SNP Targets Majority to Trigger New Independence Vote as Results Loom
SNP leader John Swinney says a Holyrood majority will trigger a fresh independence vote; key constituency results start at 3:30 pm Friday.

John Swinney, a bald man with glasses wearing a dark navy suit and a purple tie. He has his hands gestured in front of him. Behind him is the oval shaped hydro building in Glasgow.
TL;DR: SNP leader John Swinney vows to call another Scottish independence referendum if his party secures a majority in the 129‑seat Parliament; results for pivotal seats, including Aberdeen Central, start arriving at 3:30 pm Friday.
Scots headed to the polls Thursday for the first Holyrood election since 2021. The Scottish National Party (SNP) is campaigning to turn its 64 seats from the last vote into a full majority, a threshold that would give it 65 seats or more.
In 2021 the SNP fell one seat short of that mark, holding 64 of the 129 seats. The Conservatives won 31, Labour 22, the Greens eight and the Liberal Democrats four. The current contest adds new constituency boundaries but retains the same total of 129 seats, split between 73 first‑past‑the‑post constituencies and 56 regional seats allocated by proportional voting.
SNP leader and First Minister John Swinney has made clear his intention: a majority would trigger a new independence referendum. He has only pursued such a vote once in the party’s four recent Holyrood victories, making the promise a focal point of the campaign.
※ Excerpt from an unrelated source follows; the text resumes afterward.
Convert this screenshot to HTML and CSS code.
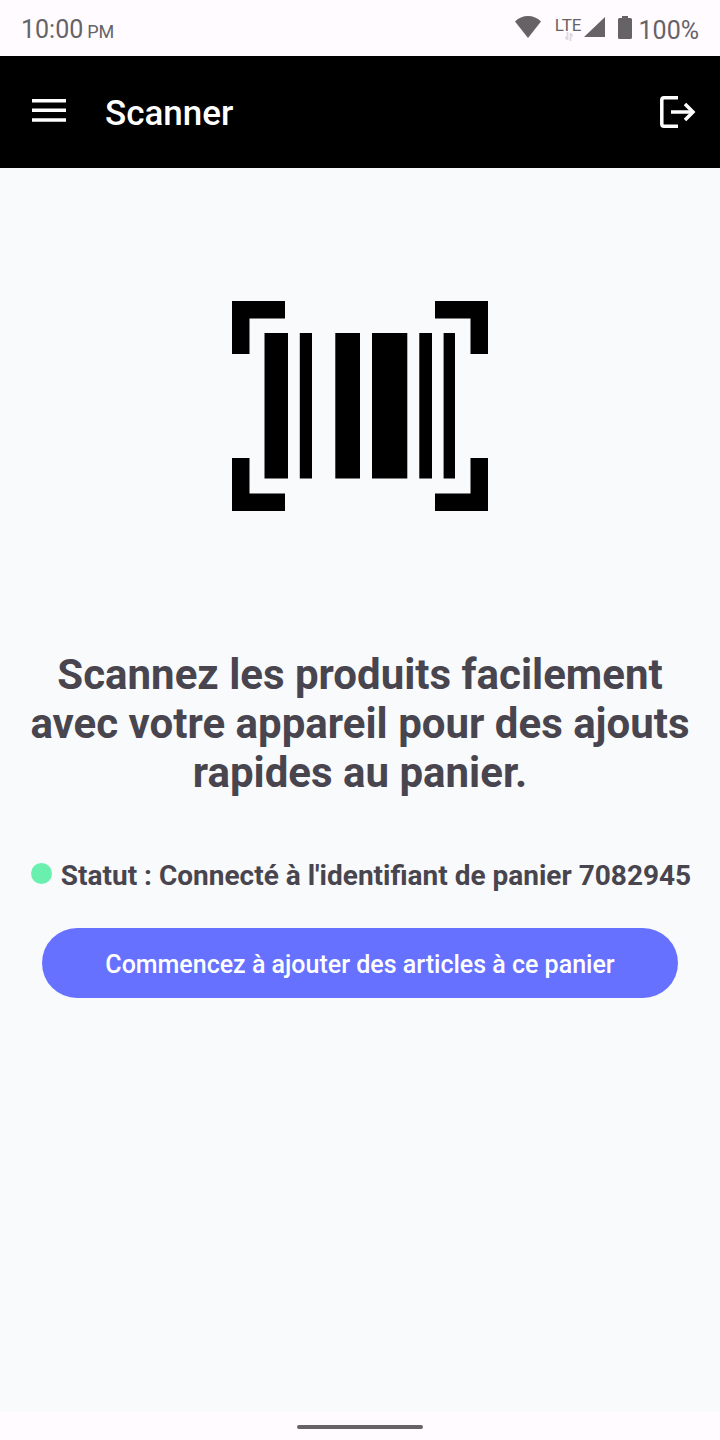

Vote counting will begin after polls close at 10 pm on Thursday. No results will be released overnight; the first declarations are slated for early Friday. The Press Association’s timetable lists Aberdeen Central, Aberdeen Deeside & North Kincardine, Aberdeen Donside, Aberdeenshire East, Aberdeenshire West, Banffshire & Buchan Coast, Dumfriesshire, Galloway & Dumfries West, Scotland North East and several others at 3:30 pm. Other key timings include Airdrie at noon, Ayr at 1 pm, and the high‑profile Glasgow constituencies spread between 2:15 pm and 4:15 pm. The latest counts are expected to finish by 7 pm for the Highlands & Islands region.
The outcome will determine whether the SNP can claim a governing mandate to revisit the independence question. A majority would give Swinney the parliamentary leverage to schedule a referendum, potentially reshaping the United Kingdom’s constitutional landscape. Conversely, a shortfall would force the party to negotiate with other parties or pursue a different strategy.
Watch for the Friday afternoon results from the swing constituencies, especially those in Aberdeen and Glasgow, as they will signal whether the SNP has secured the numbers needed to move forward with a new independence referendum.